Quando recebem um tigre para o zoológico, chamado Richard Parker, Pi resolve alimentá-lo, segurando na mão um pedaço de carne. O tigre aproxima-se, enquanto Pi olha fixamente nos olhos da fera. Na hora “h”, seu pai chega e o puxa para longe da jaula. Pi argumenta que os animais tem alma e ele tinha visto isto olhos do tigre. Seu pai fala que os animais agem diferentemente dos humanos e que seu filho tinha visto apenas o reflexo de seus próprios sentimentos. Reflexo é uma palavra chave no filme!
Seu pai resolve emigrar para o Canadá, vendendo todos seus animais neste país. Na viagem, o navio afunda durante uma forte tempestade e os únicos sobreviventes em um bote salva-vidas são Pi, uma zebra com a pata quebrada, uma hiena, uma orangotango fêmea e o tigre Richard Parker.

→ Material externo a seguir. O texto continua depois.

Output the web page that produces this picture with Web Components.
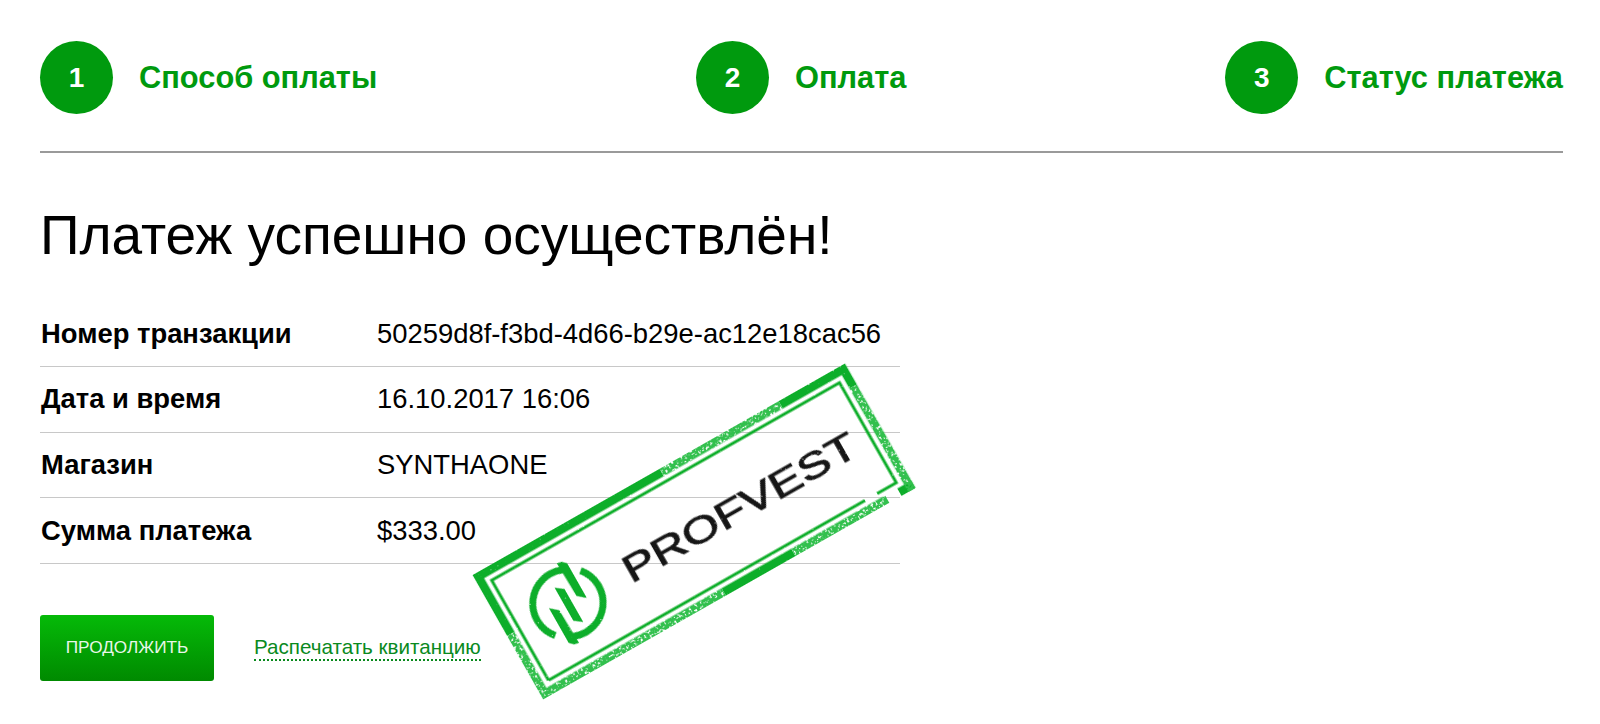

O nome do navio, Tsimtsum, também não foi escolhido ao acaso, na cabala judaica, significa a contração da luz infinita de Deus, formando um “espaço vazio” em que um mundo finito e aparentemente independente poderia existir. No filme, o naufrágio do Tsimtsum criou um espaço para o mundo finito (bote) de Pi.
O vegetariano Pi se obriga a matar e comer peixes, passa por inúmeras privações junto com o tigre Richard Parker que é dessedentado e alimentado por ele. Mesmo assim eles nunca se tornaram amigos, mas Pi credita ao tigre uma parcela importante da sua sobrevivência por tê-lo mantido alerta durante todo o tempo.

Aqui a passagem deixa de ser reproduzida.